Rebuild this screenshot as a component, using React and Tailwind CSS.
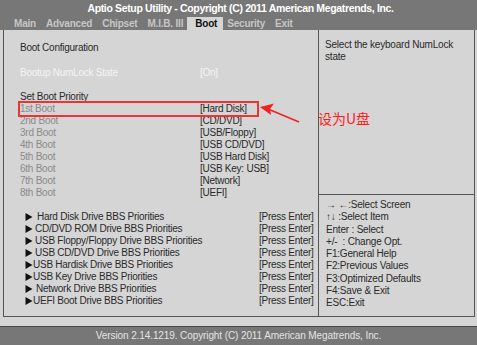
import React from 'react';

const bootOrder = [
  ['1st Boot', '[Hard Disk]'],
  ['2nd Boot', '[CD/DVD]'],
  ['3rd Boot', '[USB/Floppy]'],
  ['4th Boot', '[USB CD/DVD]'],
  ['5th Boot', '[USB Hard Disk]'],
  ['6th Boot', '[USB Key: USB]'],
  ['7th Boot', '[Network]'],
  ['8th Boot', '[UEFI]'],
];

const bbs = [
  ['Hard Disk Drive BBS Priorities', 'pl-[4px]'],
  ['CD/DVD ROM Drive BBS Priorities', 'pl-[2px]'],
  ['USB Floppy/Floppy Drive BBS Priorities', 'pl-[2px]'],
  ['USB CD/DVD Drive BBS Priorities', 'pl-[2px]'],
  ['USB Hardisk Drive BBS Priorities', 'pl-0'],
  ['USB Key Drive BBS Priorities', 'pl-0'],
  ['Network Drive BBS Priorities', 'pl-[3px]'],
  ['UEFI Boot Drive BBS Priorities', 'pl-0'],
];

const help = [
  '\u2192 \u2190:Select Screen',
  '\u2191\u2193 :Select Item',
  'Enter : Select',
  '+/-  : Change Opt.',
  'F1:General Help',
  'F2:Previous Values',
  'F3:Optimized Defaults',
  'F4:Save & Exit',
  'ESC:Exit',
];

const tabs = ['Main', 'Advanced', 'Chipset', 'M.I.B. III', 'Boot', 'Security', 'Exit'];

const Tri = () => (
  <svg width="8" height="12" viewBox="0 0 8 12" className="shrink-0">
    <path d="M0.5 2 L7.5 6 L0.5 10 Z" fill="#111" />
  </svg>
);

export default function App() {
  return (
    <div
      className="w-[477px] h-[345px] bg-[#d5d5d5] flex flex-col overflow-hidden relative"
      style={{ fontFamily: '"Liberation Sans", Arial, sans-serif' }}
    >
      {/* Header */}
      <div className="bg-[#777777] h-[30px] shrink-0 flex flex-col">
        <div className="h-[17px] text-center text-white font-bold text-[10.5px] leading-[17px] tracking-[-0.35px] pl-[4px]">
          Aptio Setup Utility - Copyright (C) 2011 American Megatrends, Inc.
        </div>
        <div className="flex pl-[14px] gap-[10px] h-[13px] items-end tracking-[-0.2px]">
          {tabs.map((t) =>
            t === 'Boot' ? (
              <div
                key={t}
                className="bg-[#d5d5d5] text-[#111] font-bold text-[10px] leading-[13px] pl-[8px] pr-[6px] -mx-[6px]"
              >
                {t}
              </div>
            ) : (
              <div key={t} className="text-[#c6c6c6] font-bold text-[10px] leading-[13px]">
                {t}
              </div>
            )
          )}
        </div>
      </div>

      {/* Body */}
      <div className="mx-[3px] mr-[2px] h-[287px] shrink-0 border-l border-r border-b border-[#555] flex">
        {/* Left panel */}
        <div className="w-[315px] border-r border-[#555] pl-[16px] pt-[12px] text-[10px] leading-[12px] tracking-[-0.25px] text-[#2a2a2a] relative">
          <div>Boot Configuration</div>
          <div className="flex mt-[13px]">
            <span className="w-[180px] text-[#f4f4f4]">Bootup NumLock State</span>
            <span className="text-[#f4f4f4]">[On]</span>
          </div>
          <div className="mt-[12px]">Set Boot Priority</div>
          {bootOrder.map(([k, v]) => (
            <div key={k} className="flex">
              <span className="w-[180px] text-[#8a8a8a]">{k}</span>
              <span>{v}</span>
            </div>
          ))}
          <div className="mt-[12px] pl-[5px]">
            {bbs.map(([t, pad]) => (
              <div key={t} className="flex">
                <span className="w-[234px] flex">
                  <Tri />
                  <span className={pad}>{t}</span>
                </span>
                <span>[Press Enter]</span>
              </div>
            ))}
          </div>

          {/* highlight box on 1st Boot */}
          <div className="absolute left-[14px] top-[71px] w-[241px] h-[16px] border-2 border-[#ee3333]"></div>
        </div>

        {/* Right panel */}
        <div className="flex-1 flex flex-col text-[10px] tracking-[-0.2px] text-[#2a2a2a]">
          <div className="h-[165px] border-b border-[#555] pl-[6px] pt-[9px] leading-[12px]">
            Select the keyboard NumLock
            <br />
            state
          </div>
          <div className="pl-[7px] pt-[4px] leading-[12.3px]">
            {help.map((h) => (
              <div key={h} className="whitespace-pre">{h}</div>
            ))}
          </div>
        </div>
      </div>

      {/* Footer */}
      <div className="h-[9px] shrink-0"></div>
      <div className="flex-1 bg-[#777777] border-t border-[#444] text-center text-[#e4e4e4] text-[10px] leading-[17px] tracking-[-0.1px]">
        Version 2.14.1219. Copyright (C) 2011 American Megatrends, Inc.
      </div>

      {/* Annotation */}
      <svg className="absolute left-[258px] top-[100px]" width="50" height="26" viewBox="0 0 50 26">
        <path d="M41 22 L10 9" stroke="#ee2222" strokeWidth="1.6" fill="none" />
        <path d="M2 7 L16 3.5 L12 9 L13 15 Z" fill="#ee2222" />
      </svg>
      <div
        className="absolute left-[318px] top-[109px] text-[14px] leading-[18px] text-[#ff1a1a]"
        style={{ fontFamily: '"Noto Sans CJK SC", sans-serif' }}
      >
        设为U盘
      </div>
    </div>
  );
}
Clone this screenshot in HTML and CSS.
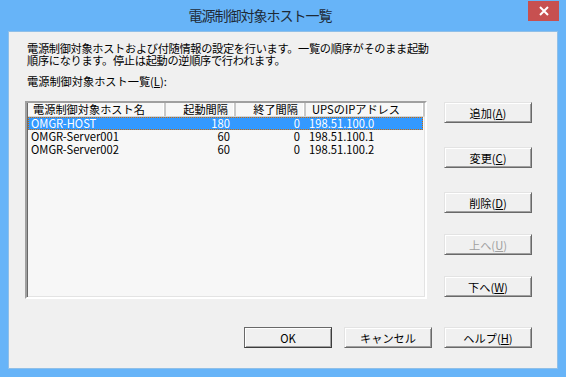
FILE: index.html
```html
<!DOCTYPE html>
<html lang="ja">
<head>
    <meta charset="UTF-8">
    <title>電源制御対象ホスト一覧</title>
    <link rel="stylesheet" href="styles.css">
</head>
<body>

<div class="window">
    <!-- タイトルバー -->
    <div class="titlebar">
        <span class="title">電源制御対象ホスト一覧</span>
        <div class="close">
            <svg width="10" height="10" viewBox="0 0 10 10">
                <path d="M1 1 L9 9 M9 1 L1 9" stroke="#fff" stroke-width="2"/>
            </svg>
        </div>
    </div>

    <!-- クライアント領域 -->
    <div class="client">
        <p class="desc">電源制御対象ホストおよび付随情報の設定を行います。一覧の順序がそのまま起動<br>順序になります。停止は起動の逆順序で行われます。</p>
        <p class="label">電源制御対象ホスト一覧(<u>L</u>):</p>

        <div class="main">
            <div class="listview">
                <div class="row head">
                    <div class="cell">電源制御対象ホスト名</div>
                    <div class="cell num">起動間隔</div>
                    <div class="cell num">終了間隔</div>
                    <div class="cell">UPSのIPアドレス</div>
                </div>
                <div class="row selected">
                    <div class="cell">OMGR-HOST</div>
                    <div class="cell num">180</div>
                    <div class="cell num">0</div>
                    <div class="cell">198.51.100.0</div>
                </div>
                <div class="row">
                    <div class="cell">OMGR-Server001</div>
                    <div class="cell num">60</div>
                    <div class="cell num">0</div>
                    <div class="cell">198.51.100.1</div>
                </div>
                <div class="row">
                    <div class="cell">OMGR-Server002</div>
                    <div class="cell num">60</div>
                    <div class="cell num">0</div>
                    <div class="cell">198.51.100.2</div>
                </div>
            </div>

            <div class="side">
                <button class="btn">追加(<u>A</u>)</button>
                <button class="btn">変更(<u>C</u>)</button>
                <button class="btn">削除(<u>D</u>)</button>
                <button class="btn" disabled>上へ(<u>U</u>)</button>
                <button class="btn">下へ(<u>W</u>)</button>
            </div>
        </div>

        <div class="footer">
            <button class="btn default">OK</button>
            <button class="btn">キャンセル</button>
            <button class="btn">ヘルプ(<u>H</u>)</button>
        </div>
    </div>
</div>

</body>
</html>
```

FILE: styles.css
```css
html, body {
    margin: 0;
    padding: 0;
}
body {
    font-family: "Noto Sans CJK JP", "Noto Sans", sans-serif;
    font-size: 12px;
    color: #000;
}
.window {
    width: 566px;
    height: 377px;
    box-sizing: border-box;
    background-color: #67b4f8;
    padding: 0 8px 8px 8px;
    display: flex;
    flex-direction: column;
}
.titlebar {
    height: 31px;
    position: relative;
    display: flex;
    justify-content: center;
    align-items: center;
    padding-right: 46px;
}
.title {
    font-size: 14px;
    letter-spacing: -1px;
    color: #1e2a36;
    margin-top: -1px;
}
.close {
    position: absolute;
    top: 1px;
    right: -1px;
    width: 31px;
    height: 20px;
    background-color: #c75050;
    display: flex;
    justify-content: center;
    align-items: center;
}
.client {
    flex: 1;
    background-color: #f0f0f0;
    border: 1px solid #8fbfe8;
    padding: 0 25px 0 16px;
    display: flex;
    flex-direction: column;
}
.desc {
    margin: 10px 0 0 2px;
    font-size: 11.2px;
    line-height: 12px;
    letter-spacing: -0.3px;
}
.label {
    margin: 9px 0 0 2px;
    font-size: 11.2px;
    line-height: 13px;
}
.main {
    display: flex;
    margin-top: 13px;
}
.listview {
    width: 402px;
    height: 198px;
    box-sizing: border-box;
    background-color: #f7f7f7;
    border-style: solid;
    border-width: 2px;
    border-color: #a0a0a0 #ffffff #ffffff #a0a0a0;
    box-shadow: inset 1px 1px 0 #696969, inset -1px -1px 0 #e3e3e3;
    font-size: 11.2px;
}
.row {
    display: grid;
    grid-template-columns: 138px 70px 70px 119px;
    height: 13px;
    line-height: 13px;
    margin-left: 1px;
}
.row .cell {
    padding: 0 6px 0 3px;
    white-space: nowrap;
}
.row .num {
    text-align: right;
}
.head {
    height: 13px;
    line-height: 13px;
    background-color: #f7f7f7;
    border-bottom: 1px solid #d5d5d5;
}
.head .cell {
    border-right: 2px solid #c8c8c8;
    box-shadow: inset -1px 0 0 #ffffff;
    padding-left: 6px;
}
.head .cell:first-child {
    padding-left: 5px;
}
.selected {
    background-color: #3399ff;
    color: #fff;
    outline: 1px dotted #d06a00;
    outline-offset: -1px;
    margin-right: 2px;
}
.side {
    display: flex;
    flex-direction: column;
    margin: 1px 0 0 17px;
    gap: 24px;
}
.side .btn:nth-child(n+4) {
    margin-top: -3px;
}
.btn {
    width: 88px;
    height: 21px;
    padding: 0;
    font-family: inherit;
    font-size: 11.2px;
    color: #000;
    background-color: #f0f0f0;
    border-style: solid;
    border-width: 1px;
    border-color: #e3e3e3 #696969 #696969 #e3e3e3;
    box-shadow: inset 1px 1px 0 #ffffff, inset -1px -1px 0 #a0a0a0;
}
.btn:disabled {
    color: #a0a0a0;
}
.btn.default {
    border-color: #696969 #3c3c3c #3c3c3c #696969;
}
.footer {
    display: flex;
    justify-content: flex-end;
    gap: 12px;
    margin-top: 28px;
}
```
---*---
**Do this:** Skip the pictures, please, and transcribe only the lines from the beginning of the material through the one that contains "import React from 'react';".

**Output below:**
Rebuild this screenshot as a component, using React and Tailwind CSS.
import React from 'react';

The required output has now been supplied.